Launching the CD at a presentation to Sheffield teachers, National Park chair Narendra Bajaria said: “Learning in the outdoors has got to become an integral part of mainstream education. It is by far the best way to stimulate environmental interest in young people who will hand it on to future generations.
“The Moorland Discovery Centre offers a fantastic opportunity for schools if they choose to use it. The Teachers’ Pack opens the door, and it’s up to schools to lead their pupils through it to discover this unique environment for themselves.”
Mike Tones, the Department for Children, Schools and Families’ national champion for learning outside the classroom, gave the keynote address:
"I’m utterly convinced that the best educational achievements are made through learning outside the classroom,” he said.
“It’s not about going out once a year on a sunny day, it’s about learning core subjects regularly outside the classroom – maths, science, information technology, literacy. Direct experience has been proven to lead to deeper learning, raised educational standards and even improved behaviour.

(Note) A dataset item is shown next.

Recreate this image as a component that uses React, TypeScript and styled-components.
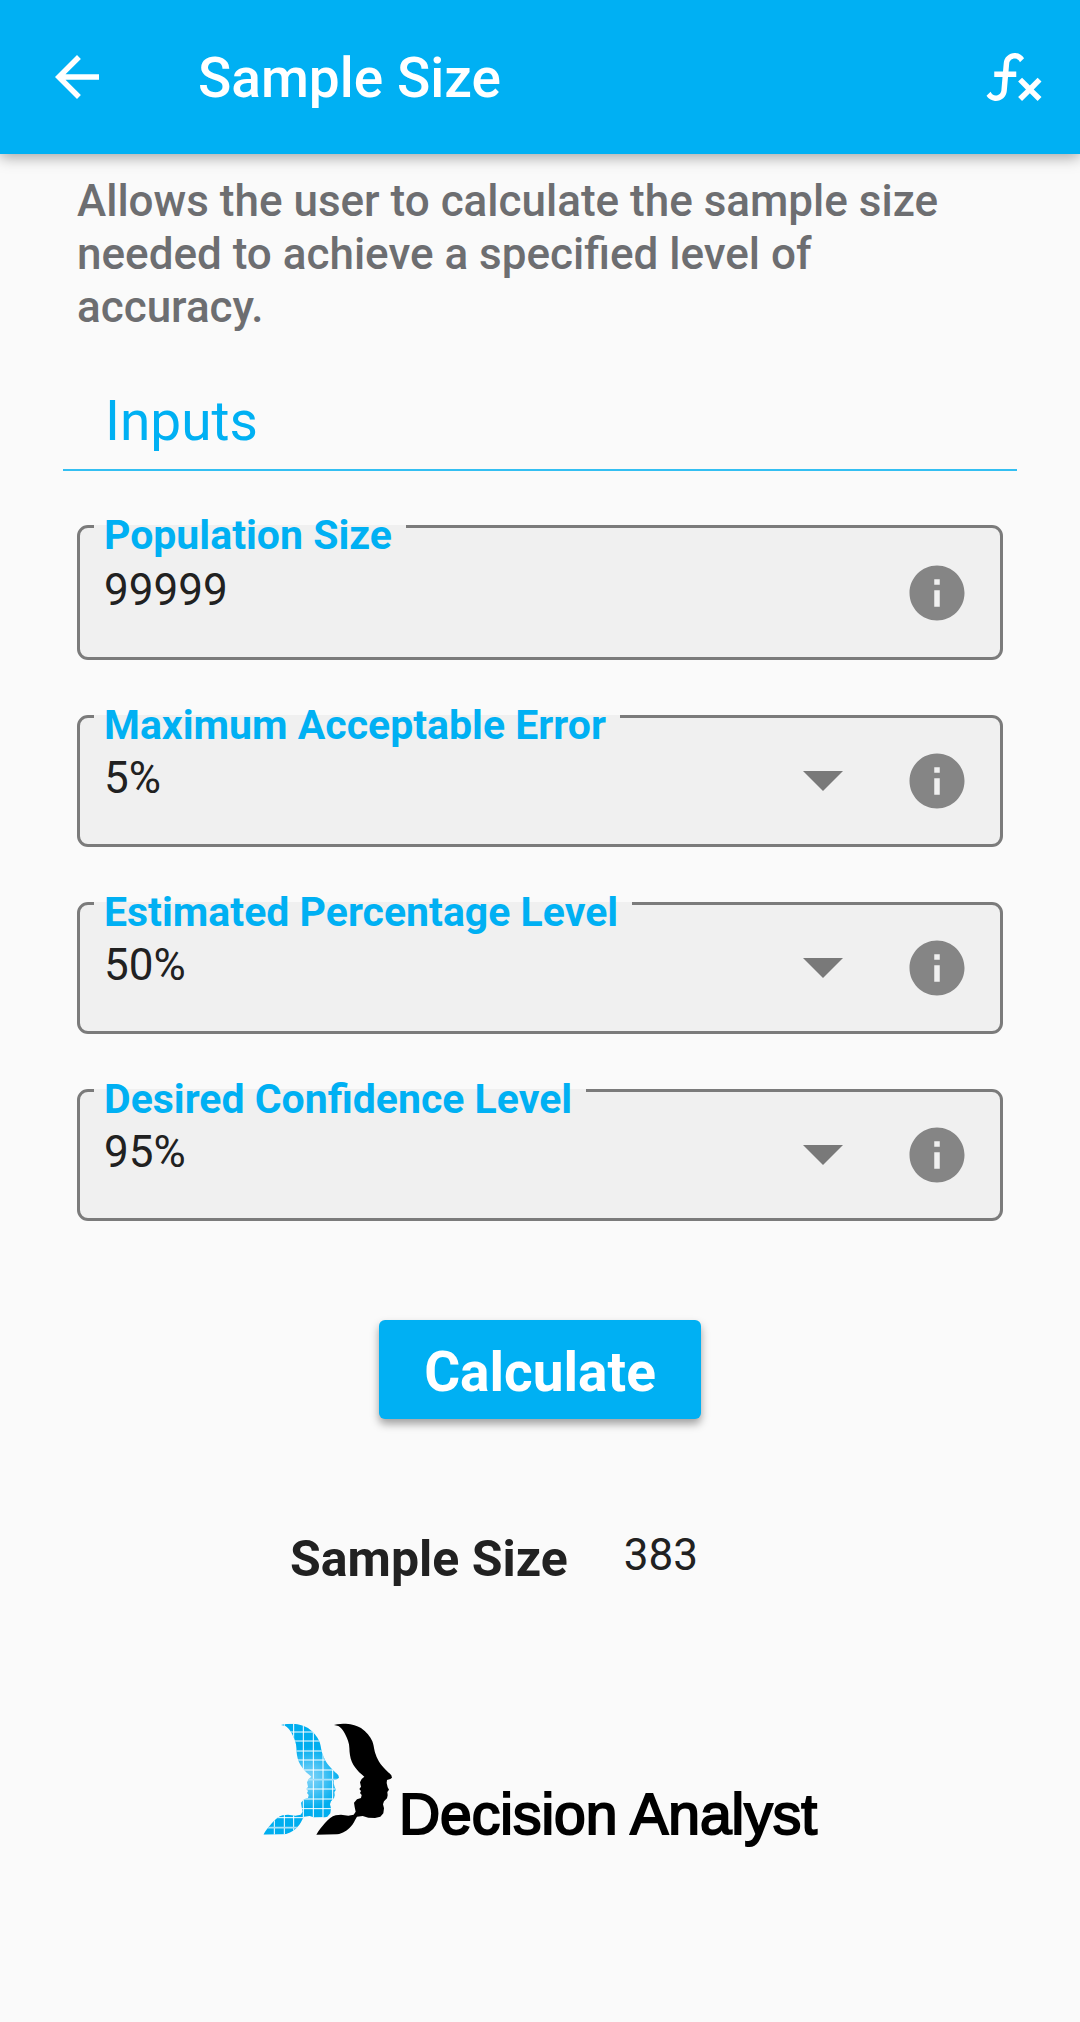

“The Peak District is within easy reach of Sheffield and Manchester, and these facilities and services are now on offer. Millions of young people could benefit if the will is there in schools and community groups.”
Mike Innerdale, property manager for the National Trust’s Longshaw Estate, said: “We hope the Teachers’ Pack will be the start of a real drive to bring more young people out into the Peak District. The natural environment should not be an optional add-on, it’s an enriching part of life which every young person should be able to experience, regardless of background.”
The Teachers’ Pack DVD and education visits booklet is being sent to all schools in Sheffield and the Hope Valley, and is available by ringing 01433 637907.
Teachers are encouraged to set up a free preliminary visit by ringing the same number.
The Moorland Discovery Centre is a mile from Grindleford railway station, on a bus-route (get off at the Fox House Inn opposite the Longshaw Estate), or by road at the junction of the A6187 (Ringinglow road) and A625 to Hathersage (tel: 01433 637907).
On the Manchester side, similar educational facilities are on offer at the Longdendale Environmental Education Centre, jointly run with United Utilities, at Tintwistle (tel: 01457 868127).
Losehill Hall, the national park’s learning and environmental conference centre near Castleton, also offers a full range of opportunities for schools (tel: 01433 620373).